Insufficient public data and basic models available to analyze Japan's power market
What we realized during the course of our analysis is the fact that power grid system models that should set a premise for arguments are poorly defined and the publicly available data are limited. A nationwide power grid system model that has only 60 machine nodes hardly reflects the reality of Japan. In addition, the disclosure of data on power generation, which were far from being sufficient in the first place, has become even more limited following the liberalization of the power industry in 2001. Our estimates presented in this article are subject to change depending on what assumptions we make on various constraints such as those in terms of the fuel storage capacity and minimum output of power generation facilities. However, due to the lack of reference data, we had no choice but to perform simulation based on what we believed to be reasonable assumptions.
Researchers conduct research using objective data as a crucial ingredient.
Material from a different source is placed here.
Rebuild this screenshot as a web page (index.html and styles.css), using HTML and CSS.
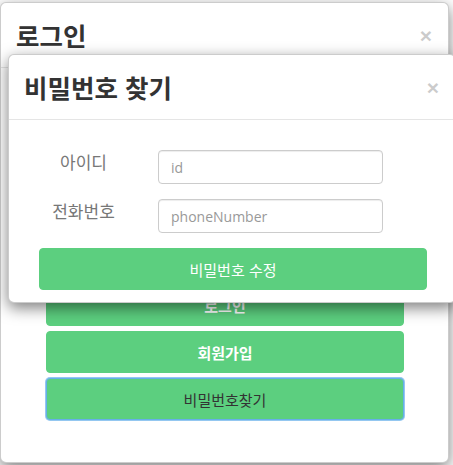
FILE: index.html
```html
<!DOCTYPE html>
<html lang="ko">
<head>
<meta charset="utf-8">
<title>로그인</title>
<link rel="stylesheet" href="styles.css">
</head>
<body>
<div class="modal login">
  <div class="modal-header">
    <h4 class="modal-title">로그인</h4>
    <button class="close" type="button">×</button>
  </div>
  <div class="modal-body login-body">
    <div class="btn-stack">
      <button class="btn btn-bold" type="button">로그인</button>
      <button class="btn btn-bold" type="button">회원가입</button>
      <button class="btn btn-focus" type="button">비밀번호찾기</button>
    </div>
  </div>
</div>

<div class="modal find">
  <div class="modal-header">
    <h4 class="modal-title">비밀번호 찾기</h4>
    <button class="close" type="button">×</button>
  </div>
  <div class="modal-body find-body">
    <div class="row">
      <label class="label">아이디</label>
      <input class="input" type="text" placeholder="id">
    </div>
    <div class="row">
      <label class="label">전화번호</label>
      <input class="input" type="text" placeholder="phoneNumber">
    </div>
    <button class="btn btn-wide" type="button">비밀번호 수정</button>
  </div>
</div>
</body>
</html>
```

FILE: styles.css
```css
html, body {
  margin: 0;
  padding: 0;
  overflow: hidden;
}
body {
  width: 453px;
  height: 465px;
  background: #ffffff;
  font-family: "Open Sans", "Noto Sans CJK KR", sans-serif;
  color: #333333;
  position: relative;
}

.modal {
  background: #ffffff;
  border: 1px solid rgba(0, 0, 0, 0.2);
  border-radius: 6px;
  box-shadow: 0 5px 15px rgba(0, 0, 0, 0.5);
  box-sizing: border-box;
}

.login {
  margin-top: 2px;
  width: 449px;
  height: 461px;
  display: flex;
  flex-direction: column;
}

.find {
  position: absolute;
  left: 8px;
  top: 54px;
  width: 448px;
}

.modal-header {
  display: flex;
  justify-content: space-between;
  align-items: center;
  padding: 15px;
  border-bottom: 1px solid #e5e5e5;
}

.modal-title {
  margin: 0;
  font-family: "Noto Sans CJK KR", sans-serif;
  font-size: 25.5px;
  font-weight: 700;
  line-height: 34px;
  color: #333333;
}

.close {
  border: 0;
  background: transparent;
  padding: 0;
  font-family: "Liberation Sans", sans-serif;
  font-size: 21px;
  font-weight: 700;
  line-height: 1;
  color: #000000;
  opacity: 0.2;
  margin-right: 1px;
}

.login-body {
  flex: 1;
  display: flex;
  flex-direction: column;
  justify-content: flex-end;
  padding: 0 44px 42px 45px;
}

.btn-stack {
  display: flex;
  flex-direction: column;
  gap: 5px;
}

.find-body {
  display: flex;
  flex-direction: column;
  gap: 15px;
  padding: 30px 28px 12px 30px;
}

.row {
  display: flex;
  align-items: flex-start;
  gap: 30px;
}

.label {
  width: 89px;
  flex: none;
  text-align: center;
  font-family: "Noto Sans CJK KR", sans-serif;
  font-size: 17px;
  line-height: 22px;
  padding-top: 1px;
  color: #777777;
}

.input {
  width: 225px;
  height: 34px;
  box-sizing: border-box;
  border: 1px solid #cccccc;
  border-radius: 4px;
  padding: 0 12px;
  font-family: "Open Sans", "Noto Sans CJK KR", sans-serif;
  font-size: 14px;
  color: #555555;
  background: #ffffff;
  box-shadow: inset 0 1px 1px rgba(0, 0, 0, 0.075);
}
.input::placeholder {
  color: #999999;
}

.btn {
  height: 42px;
  border: 1px solid #5ccf7f;
  border-radius: 4px;
  background: #5ccf7f;
  color: #ffffff;
  font-family: "Noto Sans CJK KR", sans-serif;
  font-size: 15px;
  padding: 0;
}

.btn-bold {
  font-weight: 700;
}

.btn-focus {
  color: #333333;
  border: 1px solid #66afe9;
  box-shadow: 0 0 0 1px rgba(102, 175, 233, 0.7);
}

.btn-wide {
  width: 100%;
}
```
If Japan has fewer researchers specializing in the electricity market than in other countries, it may be attributable to the poor availability of publicly accessible data and relevant basic models. Concerning the ongoing electricity system reform, we have been hearing such catch phrases as the liberalization of the power retail market and the unbundling of the power sector into power generation and distribution. However, as evident from this article, the actual work involved is rather technical. Success of the electricity system reform hinges on how we can broaden the base of human resources specializing in power generation and distribution systems and to what extent we can elevate the overall level of knowledge and expertise.